The Kaspersky Security Network alone detected over 1,2 million malicious installers trying to worm their way into smartphones in Q2 of 2020. Of those, 38,951 packages targeted mobile banking. Mobile users are also at risk of web-based attacks where attackers hack their connection and redirect them from legitimate sites to fake versions without their knowledge.
Of course, social engineering is still a significant threat, since people use their phones for email – plus SMS-based trojans are still making the rounds. There’s been a big increase in phishing attacks via social media like Facebook Messenger and Twitter DMs as well.

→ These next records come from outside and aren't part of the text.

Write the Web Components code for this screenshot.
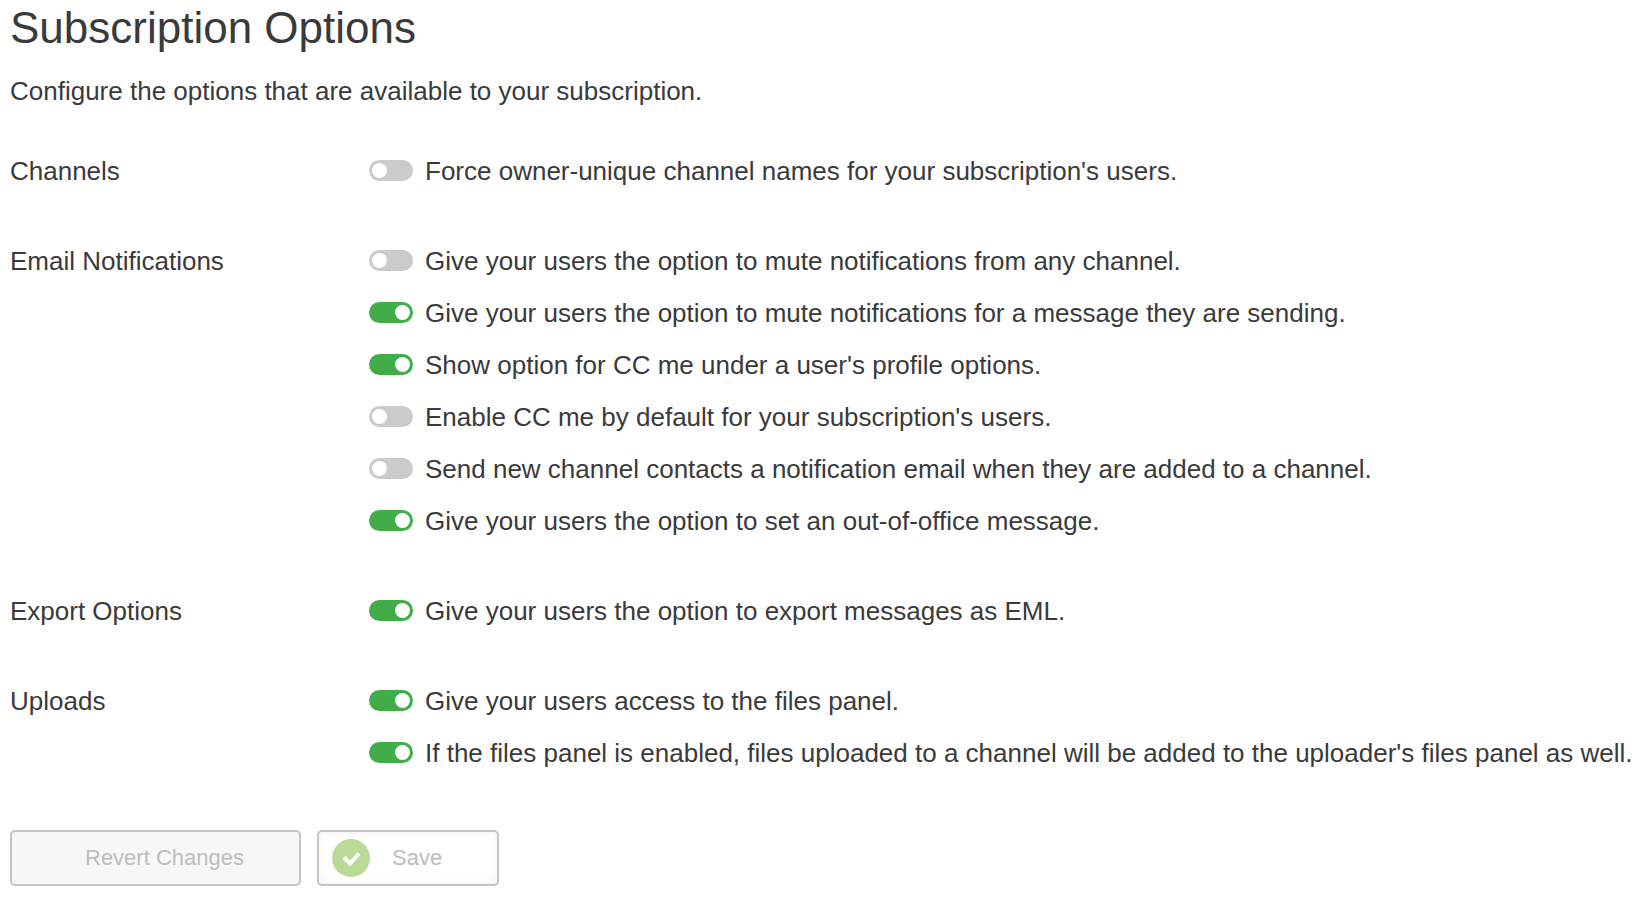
<!DOCTYPE html>
<html lang="en">
<head>
<meta charset="utf-8">
<title>Subscription Options</title>
<style>
    body {
        margin: 0;
        background: #fff;
        color: #3a3a3a;
        font-family: "Liberation Sans", Arial, Helvetica, sans-serif;
        font-size: 26px;
        line-height: 52px;
    }
</style>
</head>
<body>

<options-page>
    <span slot="title">Subscription Options</span>
    <span slot="intro">Configure the options that are available to your subscription.</span>

    <option-group>
        <span slot="name">Channels</span>
        <toggle-option>Force owner-unique channel names for your subscription's users.</toggle-option>
    </option-group>

    <option-group>
        <span slot="name">Email Notifications</span>
        <toggle-option>Give your users the option to mute notifications from any channel.</toggle-option>
        <toggle-option checked>Give your users the option to mute notifications for a message they are sending.</toggle-option>
        <toggle-option checked>Show option for CC me under a user's profile options.</toggle-option>
        <toggle-option>Enable CC me by default for your subscription's users.</toggle-option>
        <toggle-option>Send new channel contacts a notification email when they are added to a channel.</toggle-option>
        <toggle-option checked>Give your users the option to set an out-of-office message.</toggle-option>
    </option-group>

    <option-group>
        <span slot="name">Export Options</span>
        <toggle-option checked>Give your users the option to export messages as EML.</toggle-option>
    </option-group>

    <option-group>
        <span slot="name">Uploads</span>
        <toggle-option checked>Give your users access to the files panel.</toggle-option>
        <toggle-option checked>If the files panel is enabled, files uploaded to a channel will be added to the uploader's files panel as well.</toggle-option>
    </option-group>

    <action-button slot="actions" disabled>Revert Changes</action-button>
    <action-button slot="actions" kind="save" disabled>Save</action-button>
</options-page>

<script>
class BaseElement extends HTMLElement {
    constructor() {
        super()
        const template = document.createElement('template')
        template.innerHTML = this.getTemplate()
        this.attachShadow({mode: 'open'})
        this.shadowRoot.appendChild(template.content.cloneNode(true))
    }
}

class OptionsPage extends BaseElement {
    getTemplate() {
        return `
            <style>
                :host { display: block; padding: 0 0 8px 10px; }
                h1 { margin: 0; font-size: 44px; font-weight: normal; line-height: 56px; }
                p { margin: 9px 0 28px; }
                .groups { display: flex; flex-direction: column; gap: 38px; }
                .actions { display: flex; flex-wrap: wrap; gap: 16px; margin-top: 51px; }
            </style>

            <h1><slot name="title"></slot></h1>
            <p><slot name="intro"></slot></p>
            <div class="groups"><slot></slot></div>
            <div class="actions"><slot name="actions"></slot></div>
        `
    }
}

class OptionGroup extends BaseElement {
    getTemplate() {
        return `
            <style>
                :host { display: block; }
                section { display: grid; grid-template-columns: 359px 1fr; }
                h2 { margin: 0; font-size: inherit; font-weight: normal; }
            </style>

            <section>
                <h2><slot name="name"></slot></h2>
                <div><slot></slot></div>
            </section>
        `
    }
}

class ToggleOption extends BaseElement {
    static get observedAttributes() {
        return ['checked']
    }

    getTemplate() {
        return `
            <style>
                :host { display: block; }
                label { display: flex; gap: 12px; cursor: pointer; }
                input {
                    appearance: none;
                    flex: none;
                    display: flex;
                    box-sizing: border-box;
                    width: 44px;
                    height: 21px;
                    margin: 15px 0 0;
                    padding: 3px;
                    border-radius: 11px;
                    background: #cbcbcb;
                    cursor: pointer;
                }
                input::before {
                    content: "";
                    width: 15px;
                    height: 15px;
                    border-radius: 50%;
                    background: #fff;
                }
                input:checked { justify-content: flex-end; background: #41ad49; }
            </style>

            <label for="toggle">
                <input type="checkbox" id="toggle">
                <span><slot></slot></span>
            </label>
        `
    }

    attributeChangedCallback() {
        this.shadowRoot.querySelector('input').checked = this.hasAttribute('checked')
    }
}

class ActionButton extends BaseElement {
    static get observedAttributes() {
        return ['disabled']
    }

    getTemplate() {
        return `
            <style>
                :host { display: block; }
                button {
                    display: flex;
                    align-items: center;
                    gap: 22px;
                    box-sizing: border-box;
                    height: 56px;
                    padding: 0 55px 0 13px;
                    border: 2px solid #c4c4c4;
                    border-radius: 5px;
                    background: #f7f7f7;
                    color: #bdbdbd;
                    font: inherit;
                    font-size: 22px;
                }
                svg { width: 38px; height: 38px; }
                circle, path { display: none; }
                :host([kind="save"]) button {
                    background: #fff;
                    box-shadow: inset 0 0 8px #f0f0f0;
                }
                :host([kind="save"]) circle, :host([kind="save"]) path { display: inline; }
            </style>

            <button type="button">
                <svg viewBox="0 0 38 38" aria-hidden="true">
                    <circle cx="19" cy="19" r="19" fill="#badb98"/>
                    <path d="M12 18.500l6 6 9-10" fill="none" stroke="#fff" stroke-width="4"/>
                </svg>
                <span><slot></slot></span>
            </button>
        `
    }

    attributeChangedCallback() {
        this.shadowRoot.querySelector('button').disabled = this.hasAttribute('disabled')
    }
}

window.customElements.define('options-page', OptionsPage)
window.customElements.define('option-group', OptionGroup)
window.customElements.define('toggle-option', ToggleOption)
window.customElements.define('action-button', ActionButton)
</script>
</body>
</html>
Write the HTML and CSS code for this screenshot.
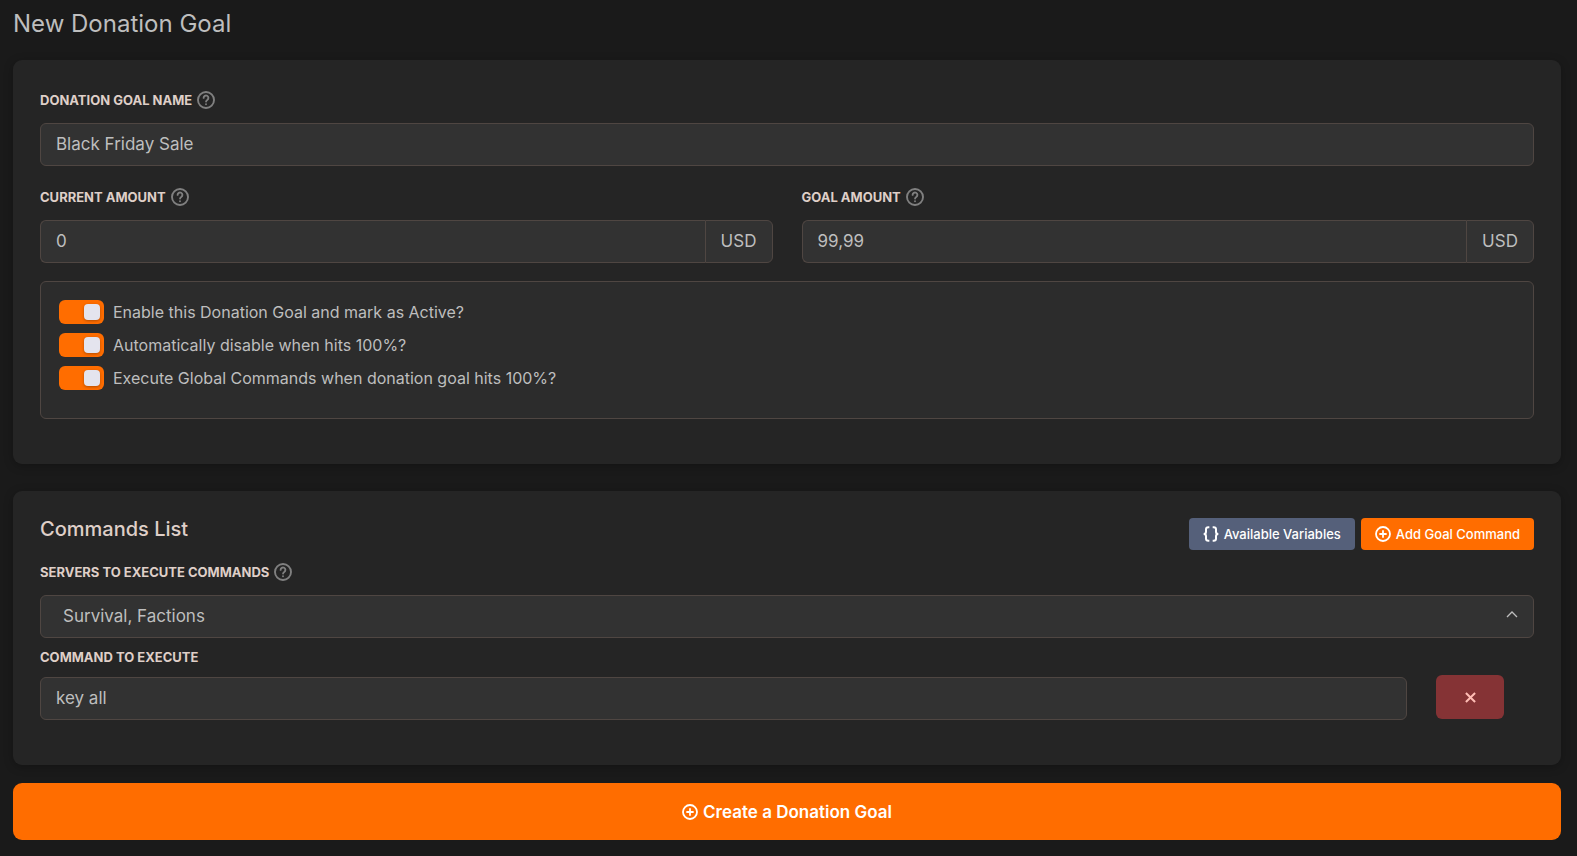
FILE: index.html
```html
<!DOCTYPE html>
<html lang="en">
<head>
    <meta charset="UTF-8">
    <meta name="viewport" content="width=device-width, initial-scale=1.0">
    <title>New Donation Goal</title>
    <link rel="stylesheet" href="styles.css">
</head>
<body>
    <!-- Shared icons -->
    <svg class="icon-defs" aria-hidden="true">
        <symbol id="icon-help" viewBox="0 0 24 24">
            <g fill="none" stroke="currentColor" stroke-width="2.500" stroke-linecap="round" stroke-linejoin="round">
                <circle cx="12" cy="12" r="10.700"/>
                <path d="M8.8 9.200a3.200 3.200 0 1 1 4.900 2.700c-1 .700-1.600 1.200-1.600 2.200"/>
                <path d="M12 17.600v.100"/>
            </g>
        </symbol>
        <symbol id="icon-plus" viewBox="0 0 24 24">
            <g fill="none" stroke="currentColor" stroke-width="2.700">
                <circle cx="12" cy="12" r="10.500"/>
                <path d="M12 6.500v11M6.500 12h11"/>
            </g>
        </symbol>
    </svg>

    <form class="page">
        <h1>New Donation Goal</h1>

        <div class="card">
            <div class="form-group">
                <label class="with-icon" for="name">Donation Goal Name <svg class="help"><use href="#icon-help"/></svg></label>
                <input type="text" class="form-control" id="name" value="Black Friday Sale">
            </div>
            <div class="row">
                <div class="form-group">
                    <label class="with-icon" for="current">Current Amount <svg class="help"><use href="#icon-help"/></svg></label>
                    <div class="input-group">
                        <input type="text" class="form-control" id="current" value="0">
                        <span class="addon">USD</span>
                    </div>
                </div>
                <div class="form-group">
                    <label class="with-icon" for="goal">Goal Amount <svg class="help"><use href="#icon-help"/></svg></label>
                    <div class="input-group">
                        <input type="text" class="form-control" id="goal" value="99,99">
                        <span class="addon">USD</span>
                    </div>
                </div>
            </div>
            <div class="switches">
                <div class="switch">
                    <input type="checkbox" id="active" checked>
                    <label for="active">Enable this Donation Goal and mark as Active?</label>
                </div>
                <div class="switch">
                    <input type="checkbox" id="autoDisable" checked>
                    <label for="autoDisable">Automatically disable when hits 100%?</label>
                </div>
                <div class="switch">
                    <input type="checkbox" id="execute" checked>
                    <label for="execute">Execute Global Commands when donation goal hits 100%?</label>
                </div>
            </div>
        </div>

        <div class="card">
            <div class="card-header">
                <h2>Commands List</h2>
                <div class="actions">
                    <button type="button" class="btn btn-secondary">
                        <svg class="icon" viewBox="0 0 24 24" fill="none" stroke="currentColor" stroke-width="3"><path d="M9.500 2H8Q4.500 2 4.500 5v3.500Q4.500 12 1 12q3.500 0 3.500 3.500V19q0 3 3.500 3h1.500M14.500 2H16q3.500 0 3.500 3v3.500q0 3.500 3.500 3.500-3.500 0-3.500 3.500V19q0 3-3.500 3h-1.500"/></svg>
                        Available Variables
                    </button>
                    <button type="button" class="btn btn-primary">
                        <svg class="icon"><use href="#icon-plus"/></svg>
                        Add Goal Command
                    </button>
                </div>
            </div>
            <div class="form-group servers">
                <label class="with-icon" for="servers">Servers to execute commands <svg class="help"><use href="#icon-help"/></svg></label>
                <div class="select-wrap">
                    <select class="form-control" id="servers">
                        <option>Survival, Factions</option>
                    </select>
                    <svg class="chevron" viewBox="0 0 12 8" fill="none" stroke="currentColor" stroke-width="1.300"><path d="M1 7l5-5 5 5"/></svg>
                </div>
            </div>
            <div class="command">
                <div class="form-group">
                    <label for="command">Command to execute</label>
                    <input type="text" class="form-control" id="command" value="key all">
                </div>
                <button type="button" class="btn-delete" aria-label="Remove command">
                    <svg viewBox="0 0 12 12" fill="none" stroke="currentColor" stroke-width="2.200"><path d="M1 1l10 10M11 1L1 11"/></svg>
                </button>
            </div>
        </div>

        <button type="submit" class="btn-submit">
            <svg class="icon"><use href="#icon-plus"/></svg>
            Create a Donation Goal
        </button>
    </form>
</body>
</html>
```

FILE: styles.css
```css
* {
    box-sizing: border-box;
}
body {
    margin: 0;
    background: #1a1a1a;
    color: #bebebe;
    font-family: Inter, "Liberation Sans", sans-serif;
    font-size: 16px;
}
input, select, button {
    font: inherit;
    color: inherit;
}
.icon-defs {
    display: none;
}
.page {
    padding: 8px 16px 16px 13px;
}
h1 {
    margin: 0 0 20px;
    font-size: 24px;
    font-weight: 400;
    line-height: 32px;
}
h2 {
    margin: 0;
    color: #dfcfc8;
    font-size: 20px;
    font-weight: 500;
    line-height: 22px;
}

/* Cards */
.card {
    margin-bottom: 27px;
    padding: 27px 27px 45px;
    background: #252525;
    border-radius: 9px;
    box-shadow: 0 2px 10px rgba(0, 0, 0, 0.25);
}
.card + .card {
    margin-bottom: 18px;
}
.card-header {
    display: flex;
    justify-content: space-between;
    align-items: flex-start;
    margin-bottom: 9px;
}

/* Form fields */
.form-group {
    margin-bottom: 18px;
}
.form-group label {
    display: flex;
    align-items: center;
    gap: 5px;
    margin-bottom: 10px;
    color: #dfcfc8;
    font-size: 13px;
    font-weight: 700;
    line-height: 20px;
    text-transform: uppercase;
}
.form-group .with-icon {
    line-height: 26px;
}
.help {
    width: 18px;
    height: 18px;
    color: #808080;
}
.form-control {
    display: block;
    width: 100%;
    height: 43px;
    padding: 0 15px 2px;
    background: #323232;
    border: 1px solid #4f4642;
    border-radius: 6px;
    outline: none;
    font-size: 17px;
}
.row {
    display: grid;
    grid-template-columns: 1fr 1fr;
    gap: 29px;
}
.input-group {
    display: flex;
}
.input-group .form-control {
    flex: 1;
    min-width: 0;
    border-right: 0;
    border-radius: 6px 0 0 6px;
}
.addon {
    display: flex;
    align-items: center;
    justify-content: center;
    width: 68px;
    padding-bottom: 2px;
    background: #323232;
    border: 1px solid #4f4642;
    border-radius: 0 6px 6px 0;
    font-size: 17px;
}
.servers {
    margin-bottom: 9px;
}
.select-wrap {
    position: relative;
}
select.form-control {
    appearance: none;
    padding: 0 40px 2px 22px;
}
.chevron {
    position: absolute;
    top: 15px;
    right: 16px;
    width: 12px;
    height: 8px;
    pointer-events: none;
}

/* Switches */
.switches {
    display: flex;
    flex-direction: column;
    gap: 9px;
    padding: 18px 18px 28px;
    background: #2c2c2c;
    border: 1px solid #4f4642;
    border-radius: 6px;
}
.switch {
    display: flex;
    align-items: center;
    gap: 9px;
    line-height: 24px;
}
.switch input {
    appearance: none;
    display: flex;
    justify-content: flex-end;
    width: 45px;
    height: 24px;
    margin: 0;
    padding: 4px;
    background: #ff6d00;
    border-radius: 6px;
}
.switch input::before {
    content: "";
    width: 16px;
    height: 16px;
    background: #e4e4ee;
    border-radius: 4px;
    box-shadow: 0 1px 3px rgba(0, 0, 0, 0.3);
}
.switch input:not(:checked) {
    justify-content: flex-start;
    background: #4f4642;
}

/* Buttons */
button {
    border: none;
    cursor: pointer;
}
.actions {
    display: flex;
    gap: 6px;
}
.icon {
    width: 16px;
    height: 16px;
}
.btn {
    display: flex;
    align-items: center;
    gap: 5px;
    height: 32px;
    padding: 0 14px;
    border-radius: 4px;
    color: #fff;
    font-size: 13px;
    font-weight: 500;
}
.btn-primary {
    background: #ff6d00;
}
.btn-secondary {
    background: #55607a;
}
.command {
    display: flex;
    align-items: flex-end;
    gap: 29px;
    padding-right: 30px;
}
.command .form-group {
    flex: 1;
    margin-bottom: 0;
}
.btn-delete {
    display: flex;
    align-items: center;
    justify-content: center;
    width: 68px;
    height: 44px;
    margin-bottom: 1px;
    background: #853335;
    border-radius: 6px;
    color: #ffbdb5;
}
.btn-delete svg {
    width: 11px;
    height: 11px;
}
.btn-submit {
    display: flex;
    align-items: center;
    justify-content: center;
    gap: 5px;
    width: 100%;
    height: 57px;
    background: #ff6d00;
    border-radius: 9px;
    color: #fff;
    font-size: 17px;
    font-weight: 600;
}
```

How to Secure an Android Smartphone
1. Set a Screen Lock
Setting up a screen lock is one of the easiest ways to add a layer of security to an Android phone. Nowadays, most of the Android or Apple’s IOS phone comes with a Fingerprint Scanner or facial recognition system that gives much security to your phone’s precious data and files. While most people probably know the importance of having their phones locked by now, let’s revisit it here just in case:
Not having a screen locked allows anyone to access files, photos, and accounts on the phone. Think of how many people might be around that phone daily, then remember it can get stolen too.
2. Delete old Apps and Deactivate old Accounts
Part of making it harder for criminals to hack into a device (or account) is to limit how they can get in.
Apps, for one, can potentially provide hackers with several ways into a device. There’s a chance that the app itself is just actually a front for malware. However, it could be that the developers have bugs in their code, which give other malicious entities a way in. The other possibility is that developers stop supporting the app with new updates. So hackers can target it with any new exploits.
Old and/or unused accounts are just as much of a problem, but for a different reason. These can also be compromised at any time, either via a data breach or brute force attack. When that happens, any personal information stored on those accounts is now in jeopardy. Plus, people still tend to reuse their passwords, meaning other accounts are also potentially at risk.
3. Be Careful When Installing New Apps
There are millions of fake and malicious apps out there. Some are fully working apps with hidden malicious code, while others pretend to be real versions of existing apps and games. And no, unfortunately, downloading the app from a reputable store like Google Play isn’t a guarantee that it’s safe to use.
So be careful when looking for new apps. Check out the reviews and amount of downloads and think about whether that looks correct. Also, try to find the name of the developer to see if they’re legitimate. And finally, carefully go through the app permissions for strange requests. If a photo filter app is asking for access to the device’s location, that’s a red flag.
4. Think of Network Security
After device and app security, the final part of the Android security puzzle is network security. For the most part, mobile network connections are relatively safe to use. The problem comes in when connecting to any WiFi network.
That’s why many people opt to use a VPN for an added layer of security. A virtual private network encapsulates a connection in a protective encryption layer that keeps malicious hackers from accessing it. VPN apps are easy to install and use – make sure to have it turned on before going online!
Following best practices helps to ensure that phones have less of a chance of being hacked. The fight to keep personal information safe is always ongoing, but it doesn’t have to be a struggle. Make sure to follow these tips to keep that Android phone locked tight.